Many people would describe this ruling as based on a technicality. The court never got to the substance of the matter, so it made no fact findings and came to no conclusions about how Ms. Mayers was treated by the district. Instead it held that the courts lack jurisdiction to even consider her allegations about age and national origin because she did not include them in her original charge.
Technicality? The Dawg takes no position on that, but I will point out the logical basis for the court’s ruling. We have set up administrative agencies (EEOC and TWC) to investigate complaints of illegal discrimination. The law requires that a complaining party go to the administrative agency first. The idea is that many complaints will be resolved at that level, and those that are not resolved will be investigated by an agency with expertise in this area of the law. So if a party fails to mention a category of possible discrimination, it gums up the works. It deprives the agency of the opportunity to investigate that matter, and deprives the employer of the opportunity to defend itself from the charge in the administrative process.
That’s what happened here. The court put it this way:
In the administrative charge, Mayers alleged that UISD had treated her differently than two male teachers and stated, “I believe I was discriminated against because of my sex, female.” She also contended UISD had retaliated against her for complaining about the alleged discriminatory treatment.
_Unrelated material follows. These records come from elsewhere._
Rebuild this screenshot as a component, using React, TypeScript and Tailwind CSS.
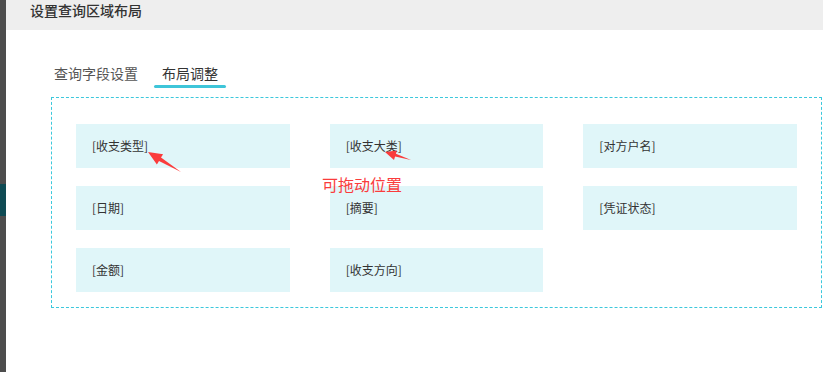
const FIELDS = [
  '[收支类型]',
  '[收支大类]',
  '[对方户名]',
  '[日期]',
  '[摘要]',
  '[凭证状态]',
  '[金额]',
  '[收支方向]',
];

function Arrows() {
  return (
    <svg className="pointer-events-none absolute left-0 top-0" width="823" height="372">
      <polygon
        points="148,152 163.1,154.2 161,157.6 181,172 159,161 156.9,164.4"
        fill="#fa3c3c"
      />
      <polygon
        points="385,152 397,150.4 395.9,153.8 411,160 395.1,156.6 394,160"
        fill="#fa3c3c"
      />
    </svg>
  );
}

export default function App() {
  return (
    <div
      className="relative flex h-[372px] w-[823px] overflow-hidden bg-white text-[#333]"
      style={{ fontFamily: '"Noto Sans CJK SC", "Noto Sans", sans-serif' }}
    >
      {/* backdrop edge */}
      <div className="flex w-[6px] flex-col bg-[#4d4d4d]">
        <div className="mt-[184px] h-[32px] bg-[#0f4b54]" />
      </div>

      <div className="flex flex-1 flex-col">
        <div className="h-[30px] bg-[#eeeeee] px-[24px] text-[14px] font-medium leading-[20px] text-[#333]">
          设置查询区域布局
        </div>

        {/* Tabs */}
        <div className="ml-[40px] mt-[33px] flex gap-2 text-[14px] leading-[20px]">
          <div className="flex flex-col px-2">
            <span className="text-[#555]">查询字段设置</span>
            <div className="mt-[2px] h-[3px]" />
          </div>
          <div className="flex flex-col px-2">
            <span className="text-[#333]">布局调整</span>
            <div className="-mx-2 mt-[2px] h-[3px] rounded-full bg-[#3ec5d9]" />
          </div>
        </div>

        {/* Layout box */}
        <div className="ml-[45px] mr-[1px] mt-[9px] grid grid-cols-3 gap-x-10 gap-y-[18px] border-[1px] border-dashed border-[#3cc8dc] px-[24px] pb-[15px] pt-[26px] text-[#3cc8dc]">
          {FIELDS.map((f) => (
            <div
              key={f}
              className="flex h-[44px] items-center bg-[#e0f6f9] pl-4 text-[12px] text-[#333]"
            >
              {f}
            </div>
          ))}
        </div>
      </div>

      <div className="absolute left-[322px] top-[174px] text-[16px] leading-[20px] text-[#fa3c3c]">
        可拖动位置
      </div>
      <Arrows />
    </div>
  );
}
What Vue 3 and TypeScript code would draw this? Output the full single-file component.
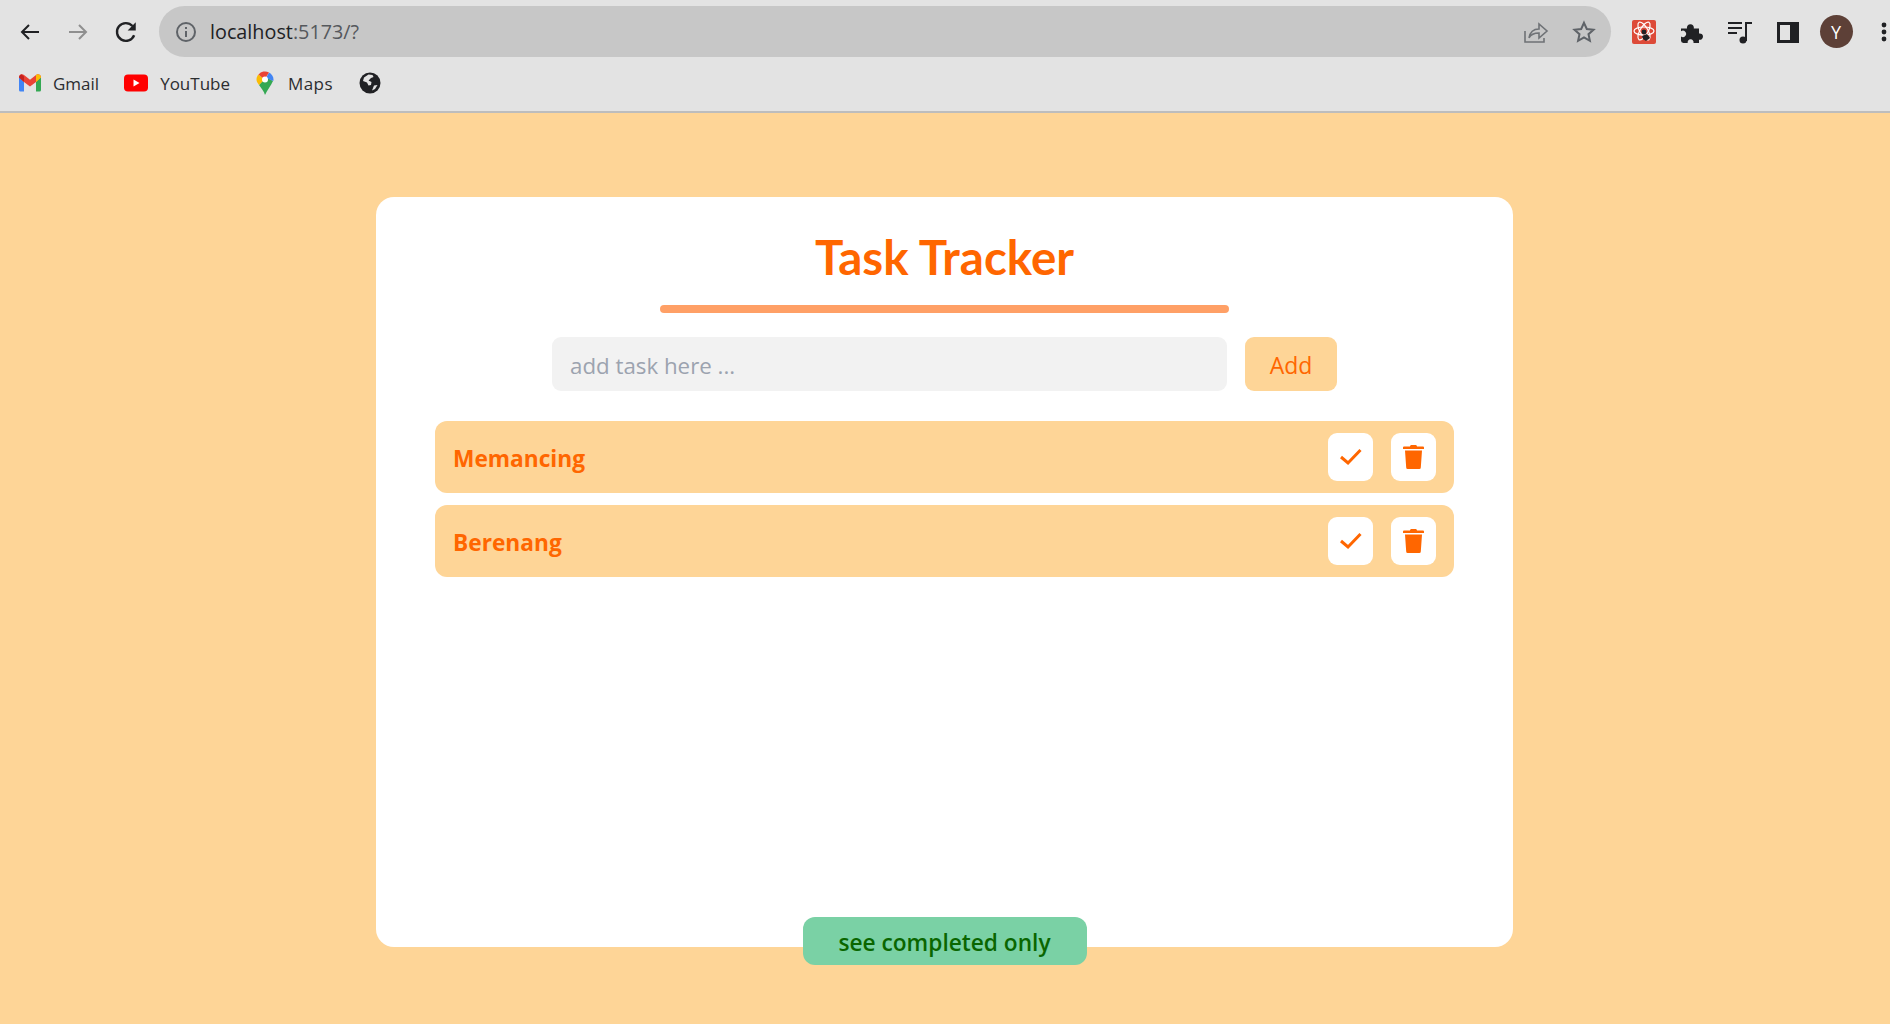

The administrative charge did not claim that UISD discriminated against Mayers based on any other protected characteristics.
Was the case dismissed on a technicality? Or is this just the evenhanded application of a sensible rule?
It’s United ISD v. Mayers, decided by the Court of Appeals in San Antonio on February 15, 2023. It’s cited at 2023 WL 2004407.
DAWG BONE: THINK YOU’VE SUFFERED DISCRIMINATION? BE SPECIFIC!